Smith, where Jones had had "had had", had had "had". "Had had" had had the examiners approval.

That is a quite ridiculous ELEVEN had's in a row!

oysters oysters oysters eat eat eat

Basically, there are these oysters who eat other oysters, and these bigger oysters who eat the oyster-eating oysters, but even the tiny oysters at the bottom of the food chain, they still have to eat.

This was presented to me in a linguistics class (Syntax, with Steven Weisler) at Hampshire college, as an example of how an apparently nonsensical string of words can be parsed into a valid sentence. It's in the same vein as "John while Mary had had had had had had had had had was correct", but more like "Buffalo buffalo buffalo Buffalo buffalo" in that it seems to me to be free of the objectionable "quoting" problem about which TenMinJoe complains.

Disclaimer: this is the only linguistics class I ever took. I don't know linguistics terminology.

Presumably whoever came up with this example saw it on a roadside advertisement or something: "Oysters! Oysters! Oysters! Eat! Eat! Eat! But if you take it as a sentence, "Oysters oysters oysters eat eat eat," with some struggle you can make sense of it. I think I may have seen this in another linguistics textbook with something other than oysters.

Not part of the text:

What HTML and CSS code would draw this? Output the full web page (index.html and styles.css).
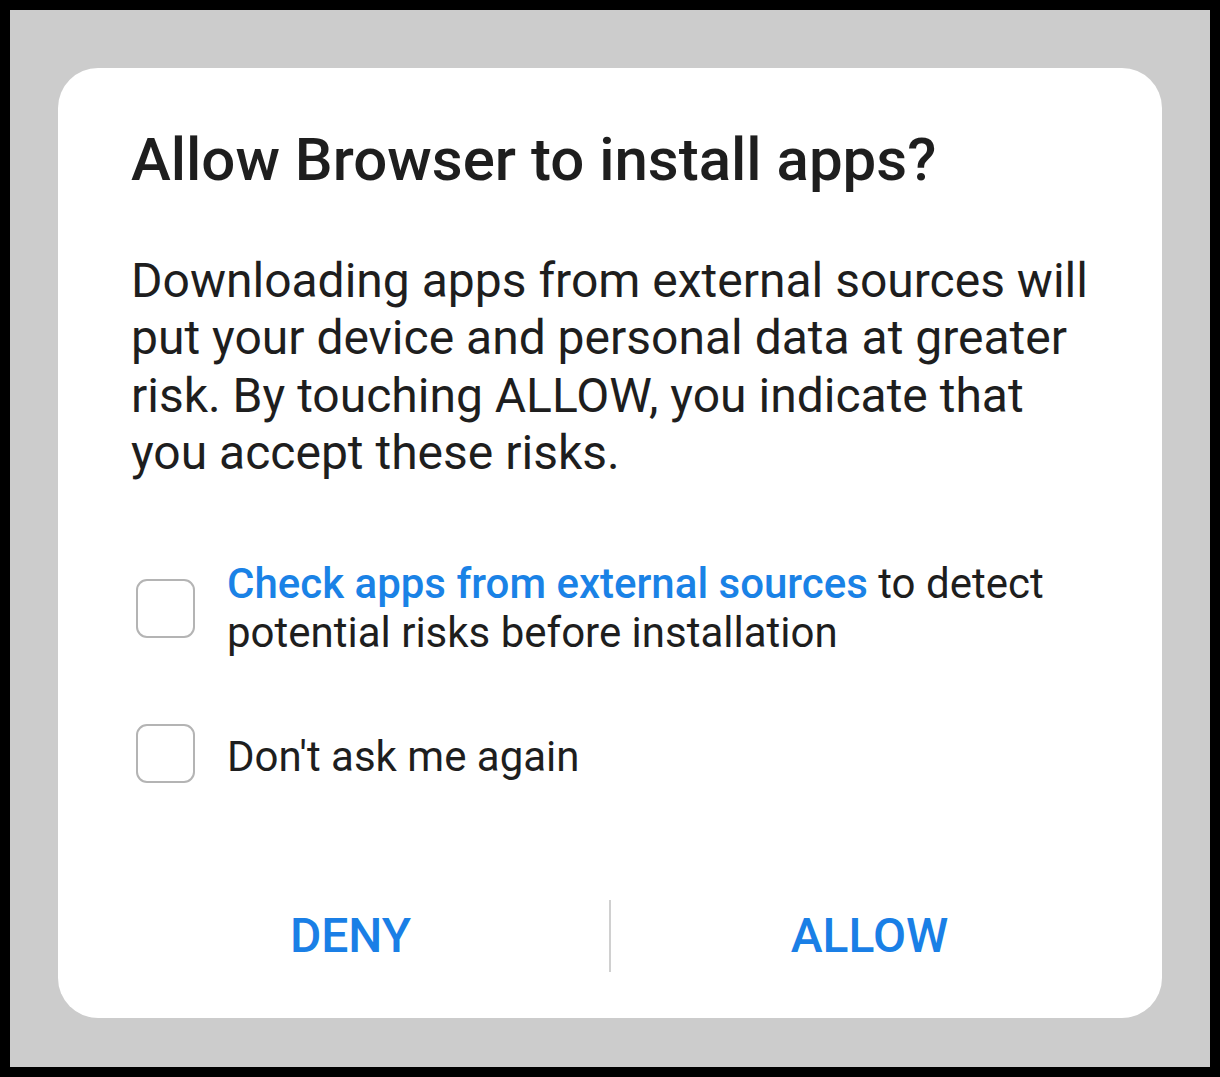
FILE: index.html
```html
<!DOCTYPE html>
<html lang="en">
<head>
    <meta charset="UTF-8">
    <title>Allow Browser to install apps?</title>
    <link rel="stylesheet" href="styles.css">
</head>
<body>
    <div class="screen">
        <div class="dialog">
            <h1 class="title">Allow Browser to install apps?</h1>
            <p class="message">Downloading apps from external sources will put your device and personal data at greater risk. By touching ALLOW, you indicate that you accept these risks.</p>

            <div class="options">
                <label class="option">
                    <span class="box"></span>
                    <span class="option-text"><span class="link">Check apps from external sources</span> to detect potential risks before installation</span>
                </label>
                <label class="option">
                    <span class="box"></span>
                    <span class="option-text single">Don't ask me again</span>
                </label>
            </div>

            <div class="actions">
                <button class="action">DENY</button>
                <span class="divider"></span>
                <button class="action">ALLOW</button>
            </div>
        </div>
    </div>
</body>
</html>
```

FILE: styles.css
```css
/* Dialog screenshot */
html, body {
    margin: 0;
    padding: 0;
}

body {
    background-color: #000;
    padding: 10px;
    font-family: Roboto, "Noto Sans", sans-serif;
    color: #1e1e1e;
}

.screen {
    background-color: #cccccc;
    height: 1057px;
    padding: 58px 48px 0;
    box-sizing: border-box;
}

.dialog {
    background-color: #fff;
    border-radius: 40px;
    height: 950px;
    box-sizing: border-box;
    padding: 56px 58px 0 73px;
    display: flex;
    flex-direction: column;
}

.title {
    margin: 0;
    font-size: 60px;
    font-weight: 500;
    line-height: 72px;
}

.message {
    margin: 56px 0 0;
    font-size: 48px;
    line-height: 57.3px;
}

.options {
    margin-top: 78px;
    display: flex;
    flex-direction: column;
    gap: 67px;
}

.option {
    display: flex;
    align-items: center;
    gap: 32px;
}

.box {
    flex: none;
    width: 59px;
    height: 59px;
    margin-left: 5px;
    box-sizing: border-box;
    border: 2.5px solid #b4b4b4;
    border-radius: 11px;
}

.option-text {
    font-size: 42px;
    line-height: 49px;
}

.option-text.single {
    padding-top: 5px;
}

.link {
    color: #1a82e6;
    font-weight: 500;
}

.actions {
    margin: auto -24px 46px -39px;
    display: flex;
    align-items: center;
}

.action {
    flex: 1;
    background: none;
    border: none;
    padding: 0;
    font-family: inherit;
    font-size: 48px;
    font-weight: 500;
    color: #1a7fe6;
    line-height: 72px;
    cursor: pointer;
}

.divider {
    width: 2px;
    height: 72px;
    background-color: #d0d0d0;
}
```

OYSTERS EAT Any native speaker should be able to understand "Oysters eat." There are oysters in the ocean, and in order to stay alive they eat stuff. But suppose there are other, bigger oysters, and they actually eat other oysters:

OYSTERS OYSTERS EAT EAT. "The oysters that the (oyster-eating) oysters eat, also eat." These oyster-eating oysters, you see, eat oysters who do themselves eat. The original (non-cannibal) oysters are still the subject of the sentence, and all they are doing is eating. They have just been described as those oysters whom these new cannibal oysters eat. That's a reasonable step to take. For some reason, some people have trouble with the third step, where we learn that these oyster-eating oysters are themselves eaten by still more cannibalistic oysters who feed on oyster-eating-osyters -- "oyster-eating-oyster-eating oysters", [a hyphenation dilemma if there ever was one]:

OYSTERS OYSTERS OYSTERS EAT EAT EAT. "[The simple] oysters [that the oyster-eating] oysters eat, [which in turn oyster-eating-oyster-eating] oysters eat, [these simple oysters also have to] eat. "These oysters, who are eaten by oyster-eating-oysters, who are in turn eaten by oyster-eating-oyster-eating oysters, they eat." Oysters [whom] oysters oysters eat eat, [also] eat. The original non-cannibal oysters are still the subject of the sentence, but their predators are also being described, by describing their own predators.

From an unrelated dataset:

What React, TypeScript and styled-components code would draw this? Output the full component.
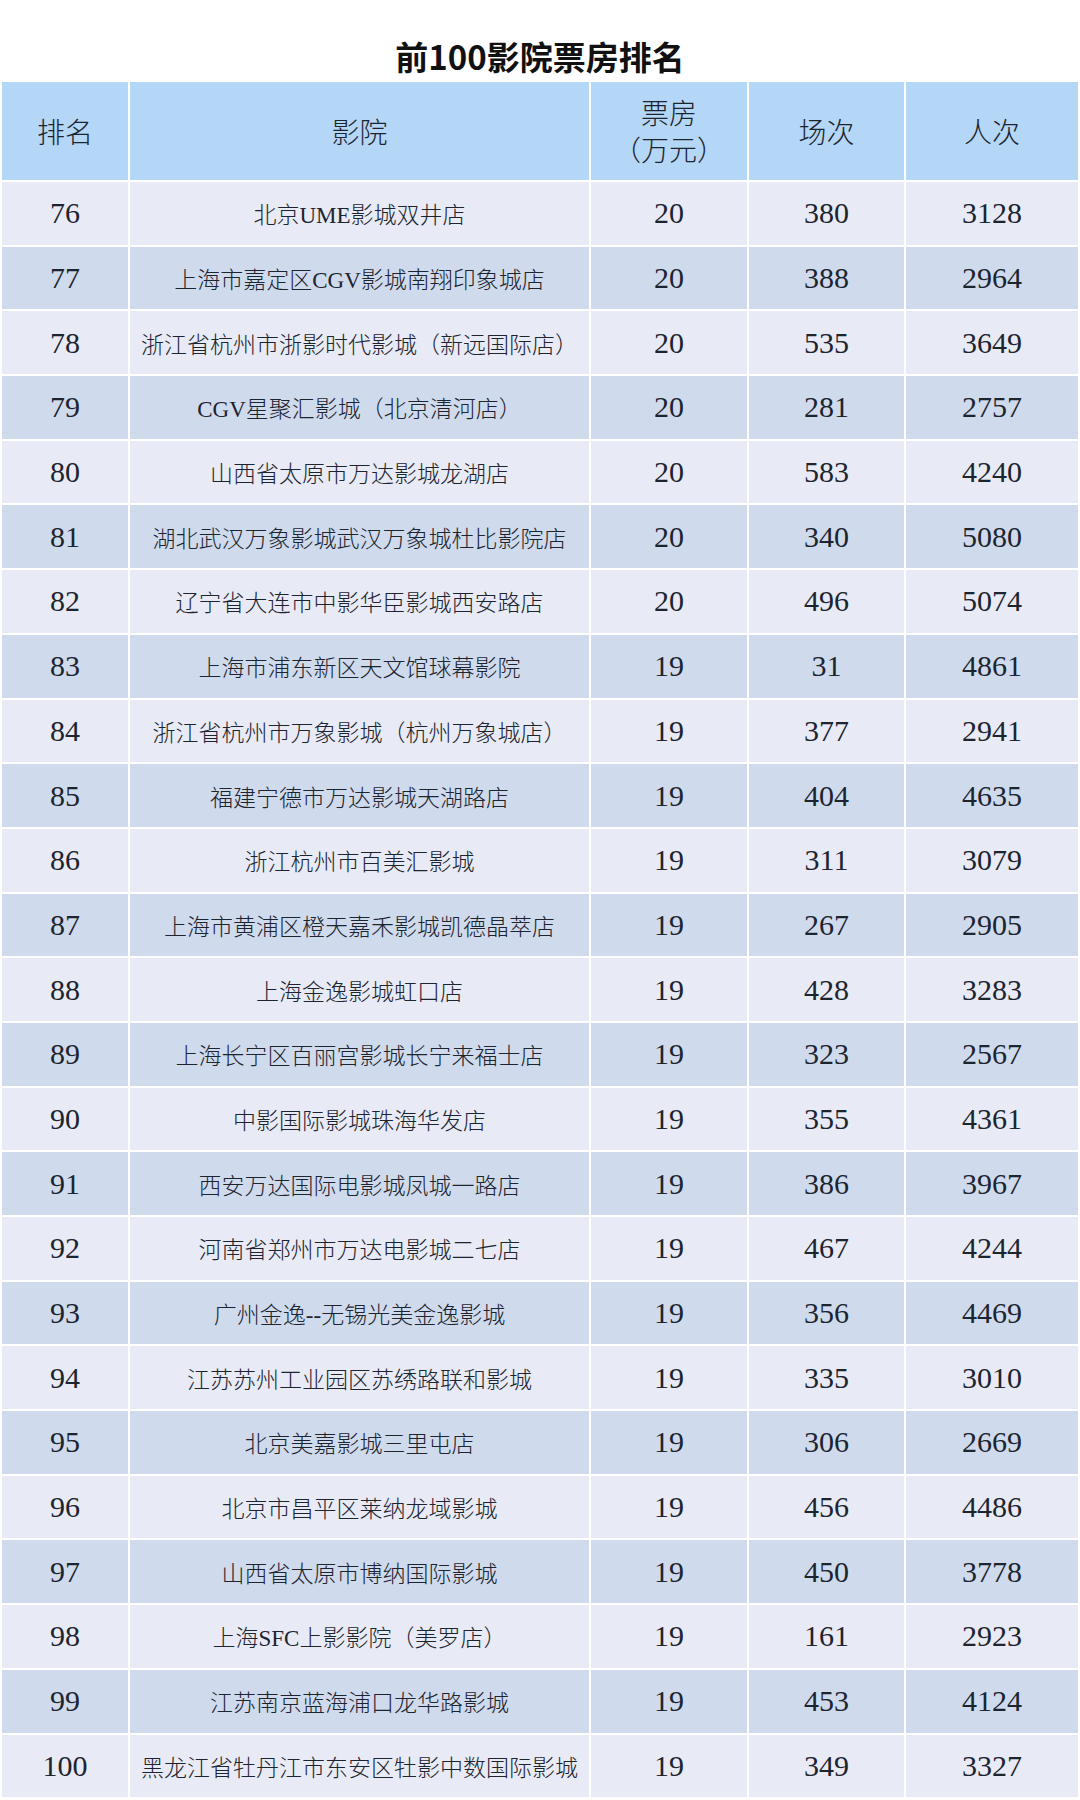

We are confusing here two slightly different, yet related puzzles. The first is "given word string s, parse it correctly" (the "had had" puzzles) while the second is the seemingly harder "generate a word string conforming to an unusual constraint that satisfies the rules of grammar" (the "and and" puzzles).

Obviously, TenMinJoe provides an excellent (IMHO) 'solution', that is perfectly valid. However, it would be marked wrong in an exam - why? Presumably, because it follows the letter and not the spirit of the test. However, even the first ("had had") puzzles have potential solutions that could be considered 'invalid'. Consider:

John, while Mary had had "had," had had "had had." "Had had" was correct.

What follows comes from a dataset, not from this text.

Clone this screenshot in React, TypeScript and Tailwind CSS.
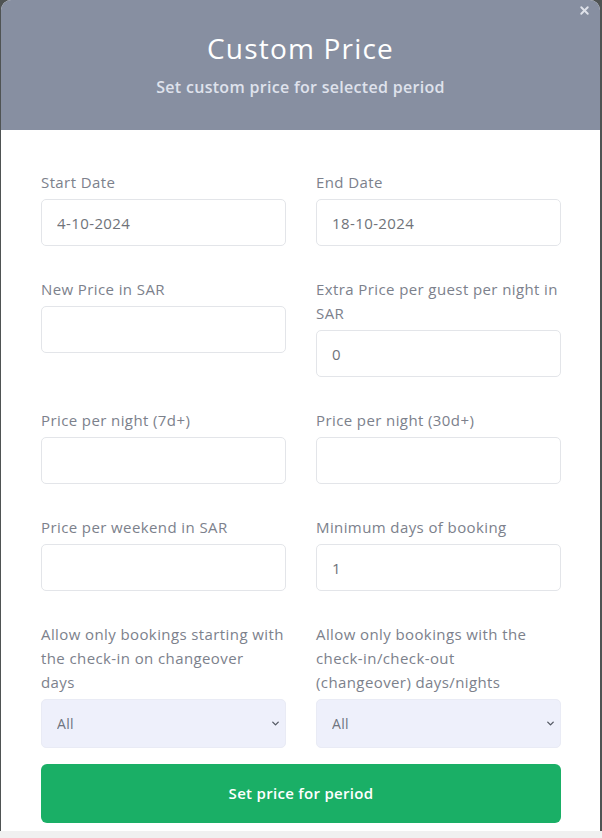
import { ChevronDown, X } from "lucide-react";

const font = { fontFamily: '"Open Sans", "Liberation Sans", sans-serif' };

type Field = {
  label: string;
  value?: string;
  select?: boolean;
};

const rows: Field[][] = [
  [
    { label: "Start Date", value: "4-10-2024" },
    { label: "End Date", value: "18-10-2024" },
  ],
  [
    { label: "New Price in SAR", value: "" },
    { label: "Extra Price per guest per night in SAR", value: "0" },
  ],
  [
    { label: "Price per night (7d+)", value: "" },
    { label: "Price per night (30d+)", value: "" },
  ],
  [
    { label: "Price per weekend in SAR", value: "" },
    { label: "Minimum days of booking", value: "1" },
  ],
  [
    {
      label: "Allow only bookings starting with the check-in on changeover\ndays",
      select: true,
    },
    {
      label: "Allow only bookings with the check-in/check-out\n(changeover) days/nights",
      select: true,
    },
  ],
];

const FieldBox = ({ field }: { field: Field }) => (
  <div className="flex flex-col">
    <label className="text-[15px] leading-6 tracking-[0.4px] text-[#7c818c] mb-[5px] whitespace-pre-line">
      {field.label}
    </label>
    {field.select ? (
      <div className="relative">
        <select
          defaultValue="All"
          className="appearance-none w-full h-[49px] rounded-[5px] bg-[#eef0fb] border border-[#e9ebf5] px-[15px] text-[14px] tracking-[0.3px] text-[#6f7480] outline-none"
          style={font}
        >
          <option>All</option>
        </select>
        <ChevronDown
          className="absolute right-[5px] top-[19px] w-[11px] h-[11px] text-[#555a64] pointer-events-none"
          strokeWidth={3}
        />
      </div>
    ) : (
      <input
        defaultValue={field.value}
        className="w-full h-[47px] rounded-[5px] border border-[#e3e5e9] bg-white px-[15px] text-[15px] tracking-[0.4px] text-[#70737a] outline-none"
        style={font}
      />
    )}
  </div>
);

export default function App() {
  return (
    <div className="w-[602px] h-[838px] bg-[#f0f0f0] overflow-hidden" style={font}>
      <div className="h-[831px] bg-[#4f5353] pl-[1px] pr-[2px]">
        <div className="h-full bg-white rounded-t-[10px] overflow-hidden flex flex-col">
          <div className="relative h-[130px] shrink-0 bg-[#878fa1] flex flex-col items-center pt-[30px]">
            <button className="absolute top-[4px] right-[9px] text-[#dfe2ea]">
              <X className="w-[13px] h-[13px]" strokeWidth={3.5} />
            </button>
            <h2 className="text-[28px] leading-9 tracking-[1.2px] text-white">Custom Price</h2>
            <p className="mt-[9px] text-[16px] leading-6 tracking-[0.3px] font-semibold text-[#dfe2ec]">
              Set custom price for selected period
            </p>
          </div>
          <div className="pt-[40px] pl-[40px] pr-[39px] flex flex-col">
            <div className="flex flex-col gap-[31px]">
              {rows.map((row, i) => (
                <div key={i} className="grid grid-cols-2 gap-x-[30px]">
                  {row.map((f) => (
                    <FieldBox key={f.label} field={f} />
                  ))}
                </div>
              ))}
            </div>
            <button className="mt-[16px] h-[59px] w-full rounded-[6px] bg-[#1aaf66] text-white text-[15px] tracking-[0.3px] font-semibold">
              Set price for period
            </button>
          </div>
        </div>
      </div>
    </div>
  );
}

To save you straining your eyes, this is simply a symmetry reversal* of the situation. Possibly a politically incorrect one, since it is now Mary who is wrong! :) In any case, it is clear that there are several possible solutions - there is no unambiguous way of parsing the sentence. Just as with those annoying "series completion" tests you get in IQ tests, a purely mechanical approach to determining the 'correct' answer is doomed to faliure.
*I'm currently distracting myself from combinatorial graph generation, which is why this looked obvious to me! :)
The most challenging one of these I ever found was to do with onions. What I like about it is that whilst it is contrived - these always are - it passes TenMinJoe's test. The task was set me upon hearing someone leaving my train saying 'You know, the onions onions onions one?'. Possibly the most frustrating conversational snippet ever. Obviously, I'd have to construct this sentence. Sleep nor food would be my solace until this was my defeated foe.

Obviously, I could have copped out. It would have been easy to have a couple both of whom were called Onions, who exclaim each other's names. It would have been easier to have a vegtable seller, declaiming his goods. Obviously, speech and proper nouns offer easy but ultimately unsatisfying recourse. Like cheating in Civ2. What I wanted was to find a sentence which made grammatical sense. Perhaps actual sense would be A Bridge too Far. I'd settle for some Colourless green ideas sleep furiously situation. It don't even occur to me that this could have been some -gry type puzzle. Credulous fool that I am.

I started with a simple sentence:
I bought some onions.
This was easy, I thought. I'm a third done already. This is great. Next step was obvious. Contrived, but evident.
I bought some, having called them onions, onions.
So there's two. Phew, I thought, I can do this. Ok, so I lied. I could have had 'seen his' over 'called them', but I prefered the silliness. Then I stalled. I could find no feasible way whatsoever to incorporate a further non-ejaculatory part of speech into the sentence. Damn that man!

Then, weeks later, trawling through C Literature from about 1880, I came across the phrase 'to know one's onions', apparently used to signify considerable familiarity with a topic. So. I was all set.

Incorporating my new friend was not difficult. The sense of the sentence is that, since I am such an expert on the things, I identified some objects as onions, and then bought them. The sentence in full runs like this:
I bought some, having called them -knowing my onions- onions, onions.
Oh yes. And now we can all get some rest.